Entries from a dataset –
----

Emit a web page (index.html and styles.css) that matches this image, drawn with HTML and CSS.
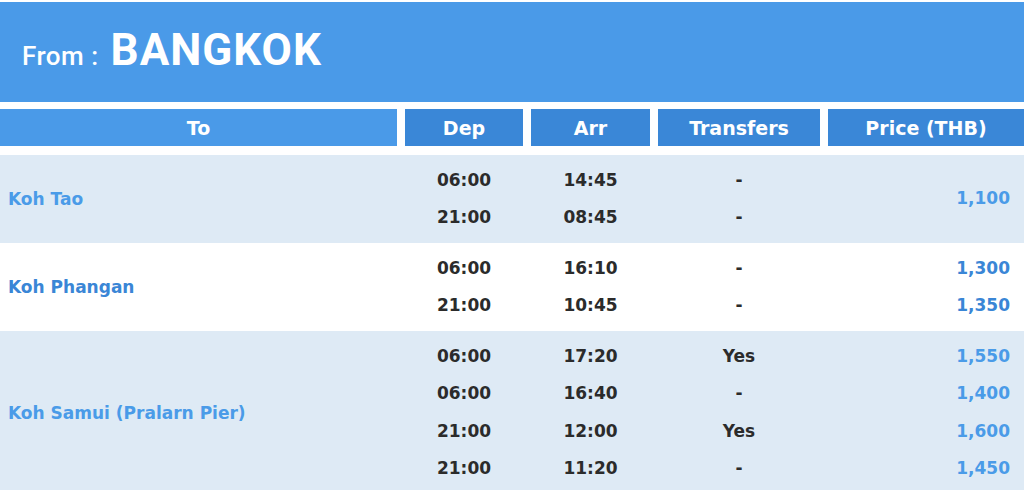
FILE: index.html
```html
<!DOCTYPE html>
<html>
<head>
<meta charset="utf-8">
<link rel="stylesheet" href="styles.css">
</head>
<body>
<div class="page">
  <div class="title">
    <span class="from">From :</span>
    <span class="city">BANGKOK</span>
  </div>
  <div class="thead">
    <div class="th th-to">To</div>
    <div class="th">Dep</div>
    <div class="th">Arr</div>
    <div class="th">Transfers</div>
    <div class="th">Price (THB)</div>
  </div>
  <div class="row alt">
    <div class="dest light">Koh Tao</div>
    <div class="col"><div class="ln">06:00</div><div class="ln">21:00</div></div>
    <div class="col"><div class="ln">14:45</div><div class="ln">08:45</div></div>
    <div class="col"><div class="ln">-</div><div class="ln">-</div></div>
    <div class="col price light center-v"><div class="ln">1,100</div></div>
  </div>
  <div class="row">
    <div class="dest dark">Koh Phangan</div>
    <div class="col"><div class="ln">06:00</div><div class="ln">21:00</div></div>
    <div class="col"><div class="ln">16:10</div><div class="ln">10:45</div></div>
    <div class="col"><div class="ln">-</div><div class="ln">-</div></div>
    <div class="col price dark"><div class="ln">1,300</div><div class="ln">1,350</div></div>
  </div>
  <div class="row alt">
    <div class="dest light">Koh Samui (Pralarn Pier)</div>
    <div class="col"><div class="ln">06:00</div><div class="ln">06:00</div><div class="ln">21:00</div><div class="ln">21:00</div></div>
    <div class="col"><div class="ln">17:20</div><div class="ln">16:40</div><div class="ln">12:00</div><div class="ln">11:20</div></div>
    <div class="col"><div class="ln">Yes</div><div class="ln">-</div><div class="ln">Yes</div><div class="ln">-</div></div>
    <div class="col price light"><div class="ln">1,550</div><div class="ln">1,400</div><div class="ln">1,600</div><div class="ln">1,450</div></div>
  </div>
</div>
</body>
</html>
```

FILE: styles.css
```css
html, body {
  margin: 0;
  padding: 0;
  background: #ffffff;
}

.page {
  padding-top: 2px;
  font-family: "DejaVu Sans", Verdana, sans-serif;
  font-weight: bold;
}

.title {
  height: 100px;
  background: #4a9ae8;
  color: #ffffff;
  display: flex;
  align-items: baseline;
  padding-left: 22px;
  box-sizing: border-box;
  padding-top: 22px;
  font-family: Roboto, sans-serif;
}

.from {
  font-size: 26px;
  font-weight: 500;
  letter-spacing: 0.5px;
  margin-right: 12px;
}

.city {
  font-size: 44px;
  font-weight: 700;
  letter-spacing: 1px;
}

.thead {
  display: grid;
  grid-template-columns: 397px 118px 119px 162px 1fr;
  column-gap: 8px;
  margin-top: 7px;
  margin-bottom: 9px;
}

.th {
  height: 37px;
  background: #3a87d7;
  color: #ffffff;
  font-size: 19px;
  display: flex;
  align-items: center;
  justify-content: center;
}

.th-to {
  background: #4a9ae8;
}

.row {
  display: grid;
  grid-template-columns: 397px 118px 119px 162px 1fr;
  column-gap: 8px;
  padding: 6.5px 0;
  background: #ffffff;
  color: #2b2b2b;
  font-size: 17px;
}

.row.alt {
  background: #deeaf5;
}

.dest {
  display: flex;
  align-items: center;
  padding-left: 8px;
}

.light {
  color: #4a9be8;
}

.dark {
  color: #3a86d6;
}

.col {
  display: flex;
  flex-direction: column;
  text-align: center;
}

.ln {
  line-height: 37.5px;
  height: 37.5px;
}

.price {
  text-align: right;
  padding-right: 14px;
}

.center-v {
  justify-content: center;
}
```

----

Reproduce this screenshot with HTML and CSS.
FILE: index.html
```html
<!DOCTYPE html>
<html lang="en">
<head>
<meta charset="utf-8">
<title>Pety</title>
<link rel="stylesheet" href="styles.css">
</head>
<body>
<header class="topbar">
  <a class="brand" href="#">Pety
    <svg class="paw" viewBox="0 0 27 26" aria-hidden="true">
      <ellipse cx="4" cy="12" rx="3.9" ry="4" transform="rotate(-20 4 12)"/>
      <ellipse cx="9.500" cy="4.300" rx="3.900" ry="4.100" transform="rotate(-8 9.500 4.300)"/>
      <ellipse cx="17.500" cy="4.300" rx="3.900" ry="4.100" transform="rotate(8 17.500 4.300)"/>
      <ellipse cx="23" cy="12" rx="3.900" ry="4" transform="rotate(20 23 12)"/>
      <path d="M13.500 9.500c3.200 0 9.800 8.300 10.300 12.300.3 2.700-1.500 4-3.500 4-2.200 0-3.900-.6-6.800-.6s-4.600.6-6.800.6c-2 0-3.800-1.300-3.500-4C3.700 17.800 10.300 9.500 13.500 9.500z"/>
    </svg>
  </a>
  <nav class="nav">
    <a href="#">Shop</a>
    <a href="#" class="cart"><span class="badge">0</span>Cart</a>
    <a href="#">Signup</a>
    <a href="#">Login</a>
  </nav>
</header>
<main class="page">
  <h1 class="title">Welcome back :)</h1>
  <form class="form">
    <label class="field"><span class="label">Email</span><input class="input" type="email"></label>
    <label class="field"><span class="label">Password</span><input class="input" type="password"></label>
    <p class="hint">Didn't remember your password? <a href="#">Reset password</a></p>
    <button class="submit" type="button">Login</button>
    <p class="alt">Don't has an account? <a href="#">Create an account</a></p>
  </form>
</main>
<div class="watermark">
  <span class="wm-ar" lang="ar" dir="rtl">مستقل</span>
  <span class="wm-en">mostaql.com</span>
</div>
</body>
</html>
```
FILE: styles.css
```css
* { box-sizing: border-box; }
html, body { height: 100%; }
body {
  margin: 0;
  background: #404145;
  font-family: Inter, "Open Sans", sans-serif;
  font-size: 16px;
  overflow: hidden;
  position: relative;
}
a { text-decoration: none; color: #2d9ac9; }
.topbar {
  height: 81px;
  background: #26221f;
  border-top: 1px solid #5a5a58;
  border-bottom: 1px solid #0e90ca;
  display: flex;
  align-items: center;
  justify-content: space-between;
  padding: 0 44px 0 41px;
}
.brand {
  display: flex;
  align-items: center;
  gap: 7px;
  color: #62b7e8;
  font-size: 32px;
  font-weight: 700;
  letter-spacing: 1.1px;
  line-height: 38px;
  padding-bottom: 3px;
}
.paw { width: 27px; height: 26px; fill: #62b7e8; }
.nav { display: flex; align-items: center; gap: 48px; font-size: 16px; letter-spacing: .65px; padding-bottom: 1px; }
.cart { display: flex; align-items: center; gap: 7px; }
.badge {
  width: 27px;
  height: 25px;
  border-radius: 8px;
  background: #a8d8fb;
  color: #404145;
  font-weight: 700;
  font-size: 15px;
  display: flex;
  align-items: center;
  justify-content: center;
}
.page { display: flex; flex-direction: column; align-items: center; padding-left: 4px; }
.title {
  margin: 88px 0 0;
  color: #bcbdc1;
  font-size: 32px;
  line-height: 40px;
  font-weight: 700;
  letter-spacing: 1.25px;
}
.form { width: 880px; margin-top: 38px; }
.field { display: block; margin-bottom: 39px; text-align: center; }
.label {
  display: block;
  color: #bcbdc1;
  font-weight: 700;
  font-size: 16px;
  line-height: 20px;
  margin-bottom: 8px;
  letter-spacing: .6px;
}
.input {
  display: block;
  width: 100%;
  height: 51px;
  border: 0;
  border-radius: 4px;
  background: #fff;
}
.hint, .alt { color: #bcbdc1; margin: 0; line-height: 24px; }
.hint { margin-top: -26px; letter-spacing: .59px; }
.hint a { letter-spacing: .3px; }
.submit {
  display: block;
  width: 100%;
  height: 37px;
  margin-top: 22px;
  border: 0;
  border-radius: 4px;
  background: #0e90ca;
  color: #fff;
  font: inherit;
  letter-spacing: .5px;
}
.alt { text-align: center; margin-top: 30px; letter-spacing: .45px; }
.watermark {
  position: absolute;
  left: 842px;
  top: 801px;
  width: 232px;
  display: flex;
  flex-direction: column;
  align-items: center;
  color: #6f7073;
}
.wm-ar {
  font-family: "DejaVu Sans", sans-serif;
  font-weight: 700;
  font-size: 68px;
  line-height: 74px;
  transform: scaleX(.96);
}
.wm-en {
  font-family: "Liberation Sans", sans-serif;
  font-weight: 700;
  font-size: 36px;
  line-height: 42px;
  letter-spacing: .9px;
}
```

----

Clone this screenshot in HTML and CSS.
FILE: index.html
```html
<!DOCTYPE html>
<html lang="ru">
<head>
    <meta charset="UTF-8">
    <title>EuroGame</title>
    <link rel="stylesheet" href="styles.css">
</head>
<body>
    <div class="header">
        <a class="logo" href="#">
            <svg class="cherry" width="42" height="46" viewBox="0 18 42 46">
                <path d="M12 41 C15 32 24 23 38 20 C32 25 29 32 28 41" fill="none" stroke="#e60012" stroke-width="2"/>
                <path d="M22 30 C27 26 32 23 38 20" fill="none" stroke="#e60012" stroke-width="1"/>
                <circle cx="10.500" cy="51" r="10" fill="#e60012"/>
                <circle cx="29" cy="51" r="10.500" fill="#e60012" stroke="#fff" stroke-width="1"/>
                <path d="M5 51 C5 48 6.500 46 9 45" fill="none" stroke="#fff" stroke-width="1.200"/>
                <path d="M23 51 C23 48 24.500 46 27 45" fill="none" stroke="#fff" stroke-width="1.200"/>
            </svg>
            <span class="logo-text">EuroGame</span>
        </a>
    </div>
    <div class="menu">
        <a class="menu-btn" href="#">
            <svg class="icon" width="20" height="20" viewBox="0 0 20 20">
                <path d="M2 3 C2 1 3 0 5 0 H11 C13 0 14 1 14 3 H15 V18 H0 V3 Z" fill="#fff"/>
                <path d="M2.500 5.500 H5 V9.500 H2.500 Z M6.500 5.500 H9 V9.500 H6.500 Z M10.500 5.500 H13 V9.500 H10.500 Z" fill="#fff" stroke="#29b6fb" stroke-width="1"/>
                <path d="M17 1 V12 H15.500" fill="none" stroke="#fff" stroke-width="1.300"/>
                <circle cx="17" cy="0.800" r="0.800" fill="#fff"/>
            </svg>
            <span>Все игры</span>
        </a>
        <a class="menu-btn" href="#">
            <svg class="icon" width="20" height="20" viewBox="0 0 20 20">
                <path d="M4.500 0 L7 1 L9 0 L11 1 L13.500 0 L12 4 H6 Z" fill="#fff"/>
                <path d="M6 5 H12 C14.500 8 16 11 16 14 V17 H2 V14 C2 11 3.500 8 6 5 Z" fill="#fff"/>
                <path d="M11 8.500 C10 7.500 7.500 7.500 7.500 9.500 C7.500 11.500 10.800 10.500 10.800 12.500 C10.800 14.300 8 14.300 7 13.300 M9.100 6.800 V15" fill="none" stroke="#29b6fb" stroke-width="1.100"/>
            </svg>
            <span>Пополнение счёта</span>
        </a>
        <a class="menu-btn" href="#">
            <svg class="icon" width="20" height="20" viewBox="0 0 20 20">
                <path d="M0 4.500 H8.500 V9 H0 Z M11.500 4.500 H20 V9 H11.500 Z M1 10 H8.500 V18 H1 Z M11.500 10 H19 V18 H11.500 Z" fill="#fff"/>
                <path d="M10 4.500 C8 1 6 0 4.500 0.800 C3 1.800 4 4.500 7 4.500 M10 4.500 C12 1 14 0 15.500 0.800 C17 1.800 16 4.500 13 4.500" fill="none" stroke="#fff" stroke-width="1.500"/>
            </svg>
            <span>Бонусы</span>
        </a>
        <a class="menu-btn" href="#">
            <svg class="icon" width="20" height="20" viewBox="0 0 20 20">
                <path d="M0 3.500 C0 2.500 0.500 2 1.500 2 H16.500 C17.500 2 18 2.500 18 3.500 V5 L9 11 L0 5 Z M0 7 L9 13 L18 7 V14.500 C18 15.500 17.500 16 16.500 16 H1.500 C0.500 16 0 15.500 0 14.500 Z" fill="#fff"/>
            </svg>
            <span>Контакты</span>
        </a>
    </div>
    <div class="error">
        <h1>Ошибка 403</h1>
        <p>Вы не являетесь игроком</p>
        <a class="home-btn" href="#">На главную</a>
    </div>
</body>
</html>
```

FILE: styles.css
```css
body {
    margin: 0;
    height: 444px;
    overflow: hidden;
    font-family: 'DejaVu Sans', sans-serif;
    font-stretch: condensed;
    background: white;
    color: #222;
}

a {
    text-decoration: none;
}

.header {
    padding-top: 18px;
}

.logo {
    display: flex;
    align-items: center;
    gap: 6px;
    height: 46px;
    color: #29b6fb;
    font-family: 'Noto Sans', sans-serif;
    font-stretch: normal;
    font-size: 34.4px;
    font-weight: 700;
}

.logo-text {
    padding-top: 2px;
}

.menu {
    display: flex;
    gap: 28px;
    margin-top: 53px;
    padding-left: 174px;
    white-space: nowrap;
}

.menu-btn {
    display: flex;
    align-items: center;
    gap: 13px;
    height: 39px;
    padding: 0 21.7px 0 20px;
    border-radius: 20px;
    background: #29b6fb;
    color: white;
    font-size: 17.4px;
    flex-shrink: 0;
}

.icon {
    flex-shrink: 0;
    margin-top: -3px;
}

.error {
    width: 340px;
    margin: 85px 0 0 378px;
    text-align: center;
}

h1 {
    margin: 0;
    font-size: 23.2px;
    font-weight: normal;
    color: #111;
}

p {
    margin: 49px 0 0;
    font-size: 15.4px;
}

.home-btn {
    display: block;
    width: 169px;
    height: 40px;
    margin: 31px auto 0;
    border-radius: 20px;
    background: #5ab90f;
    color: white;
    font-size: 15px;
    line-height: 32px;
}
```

----

TASK TO COMPLETE –
Look for "this" and pull out every line that has it.

EXERCISE OUTPUT –
Emit a web page (index.html and styles.css) that matches this image, drawn with HTML and CSS.
Reproduce this screenshot with HTML and CSS.
Clone this screenshot in HTML and CSS.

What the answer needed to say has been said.